**Task instructions:**
Copy every line that holds "styles".

--- BEGIN ---

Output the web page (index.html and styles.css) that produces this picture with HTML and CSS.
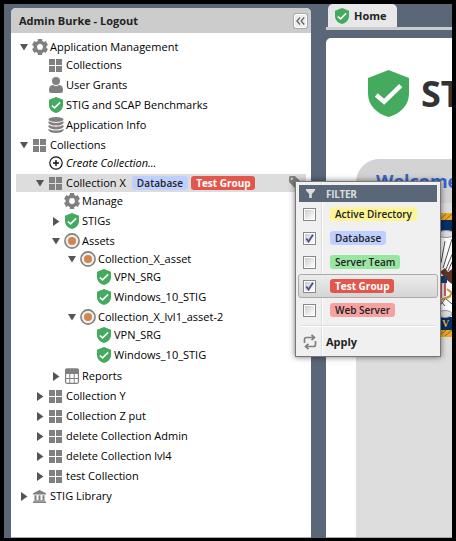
FILE: index.html
```html
<!DOCTYPE html>
<html lang="en">
<head>
<meta charset="utf-8">
<title>STIG Manager</title>
<link rel="stylesheet" href="styles.css">
</head>
<body>
<svg class="defs" width="0" height="0" aria-hidden="true">
  <symbol id="shield" viewBox="0 0 42 48"><path fill="#44ab5e" d="M21 0 42 8v16c0 12-9 21-21 24C9 45 0 36 0 24V8z"/><path fill="none" stroke="#fff" stroke-width="4.6" d="M8.5 25.500 16.500 32.500 33.500 16"/></symbol>
  <symbol id="grid" viewBox="0 0 13 13"><path fill="#808080" d="M0 0h6v6H0zM7 0h6v6H7zM0 7h6v6H0zM7 7h6v6H7z"/></symbol>
  <symbol id="gear" viewBox="0 0 16 16"><circle cx="8" cy="8" r="4.700" fill="none" stroke="#808080" stroke-width="3.600"/><path stroke="#808080" stroke-width="4.400" d="M8 0v3M8 13v3M1.100 4l2.600 1.500M12.300 10.500l2.600 1.500M1.100 12l2.600-1.500M12.300 5.500l2.600-1.500"/></symbol>
  <symbol id="user" viewBox="0 0 14 16"><circle cx="7" cy="4" r="4" fill="#808080"/><path fill="#808080" d="M4 8q3 2 6 0c3 .5 4 2 4 5v1q0 2-2 2H2q-2 0-2-2v-1c0-3 1-4.500 4-5z"/></symbol>
  <symbol id="db" viewBox="0 0 16 16"><ellipse cx="8" cy="2.500" rx="7.500" ry="2.500" fill="#808080"/><path fill="#808080" d="M.5 4.300q7.500 3.400 15 0v2q-2 2.300-7.500 2.300T.5 6.300zM.5 8.100q7.500 3.400 15 0v2q-2 2.300-7.500 2.300T.5 10.100zM.5 11.900q7.500 3.400 15 0v1.600Q13.500 16 8 16T.5 13.500z"/></symbol>
  <symbol id="plus" viewBox="0 0 14 14"><circle cx="7" cy="7" r="6.200" fill="#fff" stroke="#111" stroke-width="1.200"/><path stroke="#111" stroke-width="1.400" d="M7 4v6M4 7h6"/></symbol>
  <symbol id="target" viewBox="0 0 16 16"><circle cx="8" cy="8" r="7.100" fill="#eee" stroke="#808080" stroke-width="1.600"/><circle cx="8" cy="8" r="4" fill="#d0874f"/></symbol>
  <symbol id="table" viewBox="0 0 14 16"><rect x=".6" y="1" width="12.800" height="14.400" rx="1.500" fill="#fff" stroke="#808080" stroke-width="1.200"/><path fill="#808080" d="M0 2Q0 .5 1.500.5h11Q14 .5 14 2v4H0z"/><path stroke="#808080" d="M0 10.500h14M4.800 6v9.500M9.200 6v9.500"/></symbol>
  <symbol id="bank" viewBox="0 0 13 13"><path fill="#808080" d="M6.500 0 13 3.200v1.300H0V3.200zM1.500 5.200h2V10h-2zM5.500 5.200h2V10h-2zM9.500 5.200h2V10h-2zM1 10.300h11v1H1zM0 11.600h13V13H0z"/></symbol>
  <symbol id="open" viewBox="0 0 8 7"><path fill="#555" d="M0 0h8L4 6.500z"/></symbol>
  <symbol id="shut" viewBox="0 0 7 9"><path fill="#555" d="M.5 0 7 4.500.5 9z"/></symbol>
</svg>
<div class="app">
  <aside class="sidebar">
    <header class="side-head"><span>Admin Burke - Logout</span>
      <button class="collapse" aria-label="Collapse"><svg width="9" height="8" viewBox="0 0 9 8"><path fill="none" stroke="#666" stroke-width="1.300" d="M4 .5.900 4 4 7.500M8.200.5 5.100 4l3.100 3.500"/></svg></button>
    </header>
    <ul class="tree">
      <li><div class="row"><svg class="arrow"><use href="#open"/></svg><svg class="icon"><use href="#gear"/></svg><span>Application Management</span></div>
        <ul>
          <li><div class="row leaf"><svg class="icon i13"><use href="#grid"/></svg><span>Collections</span></div></li>
          <li><div class="row leaf"><svg class="icon"><use href="#user"/></svg><span>User Grants</span></div></li>
          <li><div class="row leaf"><svg class="icon"><use href="#shield"/></svg><span>STIG and SCAP Benchmarks</span></div></li>
          <li><div class="row leaf"><svg class="icon"><use href="#db"/></svg><span>Application Info</span></div></li>
        </ul></li>
      <li><div class="row"><svg class="arrow"><use href="#open"/></svg><svg class="icon i13"><use href="#grid"/></svg><span>Collections</span></div>
        <ul>
          <li><div class="row leaf"><svg class="icon i14"><use href="#plus"/></svg><span class="create">Create Collection...</span></div></li>
          <li><div class="row selected"><svg class="arrow"><use href="#open"/></svg><svg class="icon i13"><use href="#grid"/></svg><span>Collection X</span><b class="tag blue">Database</b><b class="tag red">Test Group</b><svg class="label" viewBox="0 0 14 14"><path fill="#808080" d="M0 1.500Q0 0 1.500 0H6l8 8-6 6-8-8z"/><circle cx="2.800" cy="2.800" r="1.100" fill="#ddd"/></svg></div>
            <ul>
              <li><div class="row leaf"><svg class="icon"><use href="#gear"/></svg><span>Manage</span></div></li>
              <li><div class="row"><svg class="arrow"><use href="#shut"/></svg><svg class="icon"><use href="#shield"/></svg><span>STIGs</span></div></li>
              <li><div class="row"><svg class="arrow"><use href="#open"/></svg><svg class="icon"><use href="#target"/></svg><span>Assets</span></div>
                <ul>
                  <li><div class="row"><svg class="arrow"><use href="#open"/></svg><svg class="icon"><use href="#target"/></svg><span>Collection_X_asset</span></div>
                    <ul>
                      <li><div class="row leaf"><svg class="icon"><use href="#shield"/></svg><span>VPN_SRG</span></div></li>
                      <li><div class="row leaf"><svg class="icon"><use href="#shield"/></svg><span>Windows_10_STIG</span></div></li>
                    </ul></li>
                  <li><div class="row"><svg class="arrow"><use href="#open"/></svg><svg class="icon"><use href="#target"/></svg><span>Collection_X_lvl1_asset-2</span></div>
                    <ul>
                      <li><div class="row leaf"><svg class="icon"><use href="#shield"/></svg><span>VPN_SRG</span></div></li>
                      <li><div class="row leaf"><svg class="icon"><use href="#shield"/></svg><span>Windows_10_STIG</span></div></li>
                    </ul></li>
                </ul></li>
              <li class="reports"><div class="row"><svg class="arrow"><use href="#shut"/></svg><svg class="icon"><use href="#table"/></svg><span>Reports</span></div></li>
            </ul></li>
          <li><div class="row"><svg class="arrow"><use href="#shut"/></svg><svg class="icon i13"><use href="#grid"/></svg><span>Collection Y</span></div></li>
          <li><div class="row"><svg class="arrow"><use href="#shut"/></svg><svg class="icon i13"><use href="#grid"/></svg><span>Collection Z put</span></div></li>
          <li><div class="row"><svg class="arrow"><use href="#shut"/></svg><svg class="icon i13"><use href="#grid"/></svg><span>delete Collection Admin</span></div></li>
          <li><div class="row"><svg class="arrow"><use href="#shut"/></svg><svg class="icon i13"><use href="#grid"/></svg><span>delete Collection lvl4</span></div></li>
          <li><div class="row"><svg class="arrow"><use href="#shut"/></svg><svg class="icon i13"><use href="#grid"/></svg><span>test Collection</span></div></li>
        </ul></li>
      <li><div class="row"><svg class="arrow"><use href="#shut"/></svg><svg class="icon i13"><use href="#bank"/></svg><span>STIG Library</span></div></li>
    </ul>
  </aside>
  <main class="main">
    <nav class="tabs"><div class="tab"><svg width="14" height="16"><use href="#shield"/></svg><span>Home</span></div></nav>
    <section class="panel">
      <div class="brand"><svg width="41" height="47"><use href="#shield"/></svg><h1>ST</h1></div>
      <div class="card">
        <h2>Welcome</h2>
        <svg class="seal" width="126" height="126" viewBox="0 0 126 126">
          <path fill="#e9a927" d="M5 2h60v9H5zM5 117h60v9H5z"/>
          <path stroke="#9c6714" d="M5 9l7-6M11 9l7-6M17 9l7-6M5 125l7-6M11 125l7-6M17 125l7-6"/>
          <path fill="#062f68" d="M5 9h60v11H5zM5 106h60v13H5z"/>
          <path fill="#fff" d="M5 20h60v86H5z"/>
          <path stroke="#222" stroke-width=".8" d="M24 28 15 57M26 39 18 58M25 49 20 60M17 30l-4 22"/>
          <ellipse cx="18" cy="23" rx="8" ry="3.500" fill="#ddd" stroke="#999"/>
          <ellipse cx="17" cy="103" rx="7" ry="3.500" fill="#ddd" stroke="#999"/>
          <path fill="#633322" d="M12 61l5-4 3 4 4-3v15l-4-3z"/>
          <path fill="#153e77" d="M5 65h14v7H5z"/>
          <path fill="#f1dddd" d="M5 72h13v15H5z"/><path stroke="#c65a66" stroke-width="2" d="M13 72v15M17 72v13"/>
          <path fill="none" stroke="#c29332" stroke-width="2" d="M19 78l5 4-4 5M10 90l13-5"/>
          <path stroke="#555" d="M10 87l7 8M11 96l6-8M18 88l6 5"/>
          <text x="14" y="116" class="seal-letter">V</text>
        </svg>
      </div>
    </section>
  </main>
</div>
<div class="menu">
  <div class="menu-head"><svg width="9" height="9" viewBox="0 0 9 9"><path fill="#ddd" d="M0 0h9v1.500L5.800 5v4H3.200V5L0 1.500z"/></svg><span>FILTER</span></div>
  <div class="opt"><i class="box"></i><b class="tag yellow">Active Directory</b></div>
  <div class="opt"><i class="box"><svg viewBox="0 0 9 9"><path d="M1.300 4.500 3.500 7.500 8 .8"/></svg></i><b class="tag blue">Database</b></div>
  <div class="opt"><i class="box"></i><b class="tag green">Server Team</b></div>
  <div class="opt active"><i class="box"><svg viewBox="0 0 9 9"><path d="M1.300 4.500 3.500 7.500 8 .8"/></svg></i><b class="tag red">Test Group</b></div>
  <div class="opt"><i class="box"></i><b class="tag pink">Web Server</b></div>
  <hr>
  <div class="apply"><svg width="14" height="16" viewBox="0 0 14 16"><path fill="none" stroke="#808080" stroke-width="1.700" d="M1.500 9V5.500q0-2 2-2H11M8.500.8l3 2.700-3 2.700M12.500 7v3.500q0 2-2 2H3M5.500 9.800l-3 2.700 3 2.700"/></svg><span>Apply</span></div>
</div>
</body>
</html>
```
FILE: styles.css
```css
* { box-sizing: border-box; }
body { margin: 0; width: 456px; height: 541px; padding: 4px 4px 3px; background: #000; overflow: hidden; font: 11px/18px "Open Sans", "Noto Sans", sans-serif; color: #000; }
.defs { position: absolute; }
.app { height: 534px; display: flex; gap: 15px; padding-left: 7px; background: #5a6778; overflow: hidden; }
.sidebar { width: 300px; flex: none; margin-top: 4px; background: #fff; border-radius: 5px 5px 0 0; border-bottom: 1px solid #aaa; overflow: hidden; }
.side-head { height: 25px; display: flex; align-items: center; justify-content: space-between; padding: 0 4px 0 8px; background: #ccc; color: #222; font-weight: 700; }
.collapse { width: 13px; height: 14px; display: flex; align-items: center; justify-content: center; padding: 0; border: 1px solid #fff; border-radius: 2px; background: #eee; box-shadow: 0 0 0 1px #aaa; }
ul { list-style: none; margin: 0; padding: 0; }
.tree { padding: 5px 5px 0; }
.row { height: 18px; display: flex; align-items: center; margin-bottom: 2px; white-space: nowrap; }
.row:has(+ ul) { margin-bottom: 0; }
.tree ul .row { padding-left: 16px; }
.tree ul .leaf { padding-left: 32px; }
.tree ul ul .row { padding-left: 32px; }
.tree ul ul .leaf { padding-left: 48px; }
.tree ul ul ul .row { padding-left: 48px; }
.tree ul ul ul ul .leaf { padding-left: 80px; }
.reports { padding-top: 1px; }
.arrow { width: 8px; height: 9px; margin: 0 4px; flex: none; }
.icon { width: 16px; height: 16px; margin-right: 2px; flex: none; }
.i13 { width: 13px; height: 13px; margin: 0 4px 0 1px; }
.i14 { width: 14px; height: 14px; margin: 0 3px 0 1px; }
.create { font-style: italic; }
.selected { background: #ddd; }
.label { width: 14px; height: 14px; margin-left: auto; margin-right: 3px; }
.tag { height: 14px; padding: 0 5px; border-radius: 3px; color: #222; font-size: 10px; line-height: 14px; font-weight: 600; white-space: nowrap; }
.row .tag { margin-left: 6px; }
.row .tag + .tag { margin-left: 3px; }
.blue { background: #bfcfff; letter-spacing: .1px; }
.red { background: #e2574c; color: #fff; font-weight: 700; }
.row .red { padding: 0 4px 0 5px; }
.yellow { background: #fff497; }
.green { background: #99e6a2; }
.pink { background: #f7a2a2; }
.main { width: 126px; flex: none; display: flex; flex-direction: column; overflow: hidden; }
.tabs { height: 26px; flex: none; padding-left: 2px; border-bottom: 3px solid #ccc; }
.tab { width: 69px; height: 23px; display: flex; align-items: center; gap: 5px; padding-left: 7px; background: #e8e8e8; border-radius: 5px 5px 0 0; color: #222; font-size: 11px; font-weight: 700; }
.panel { flex: 1; margin-top: 8px; padding: 32px 0 0 30px; background: #fff; border-radius: 5px 0 0; border-bottom: 1px solid #aaa; overflow: hidden; }
.brand { display: flex; align-items: center; gap: 12px; height: 47px; padding-left: 12px; }
.brand svg { flex: none; }
h1 { margin: 0; font-size: 36px; line-height: 47px; color: #333; white-space: nowrap; }
.card { width: 400px; height: 400px; margin-top: 42px; border-radius: 24px 0 0; background: #ddd; overflow: hidden; }
h2 { margin: 0; height: 44px; padding-left: 20px; background: #d3d3d3; color: #36c; font-size: 18px; line-height: 44px; }
.seal { display: block; margin: 8px 0 0 72px; }
.seal-letter { font: 700 10px "Liberation Serif", serif; fill: #e9b445; }
.menu { position: absolute; left: 295px; top: 181px; width: 146px; height: 176px; padding: 3px; border: 1px solid #777; background: linear-gradient(90deg, transparent 25px, #ddd 25px, #ddd 26px, #fff 26px, #fff 27px, transparent 27px), #f0f0f0; box-shadow: 0 0 6px rgba(0,0,0,.55); }
.menu-head { height: 17px; display: flex; align-items: center; padding-left: 7px; gap: 11px; background: #5a6778; color: #ddd; font-size: 10px; font-weight: 700; letter-spacing: -.3px; }
.opt { height: 24px; display: flex; align-items: center; padding-left: 3px; border: 1px solid transparent; }
.opt.active { margin: 0 -1px; padding-left: 4px; border-color: #aaa; border-radius: 3px; background: linear-gradient(#ececec, #d5d5d5); }
.box { width: 13px; height: 13px; margin-right: 14px; display: flex; padding: 1px; border: 1px solid #888; background: linear-gradient(135deg, #ccc, #fff) content-box, #fff; }
.box svg { width: 9px; height: 9px; fill: none; stroke: #405491; stroke-width: 1.900; }
.opt .tag { flex: none; }
hr { height: 2px; margin: 3px 2px 0; border: 0; background: #fff; border-top: 1px solid #ddd; }
.apply { height: 28px; display: flex; align-items: center; padding: 2px 0 0 4px; gap: 9px; color: #222; font-weight: 700; }
```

--- END ---

**The output:**
Output the web page (index.html and styles.css) that produces this picture with HTML and CSS.
<link rel="stylesheet" href="styles.css">
FILE: styles.css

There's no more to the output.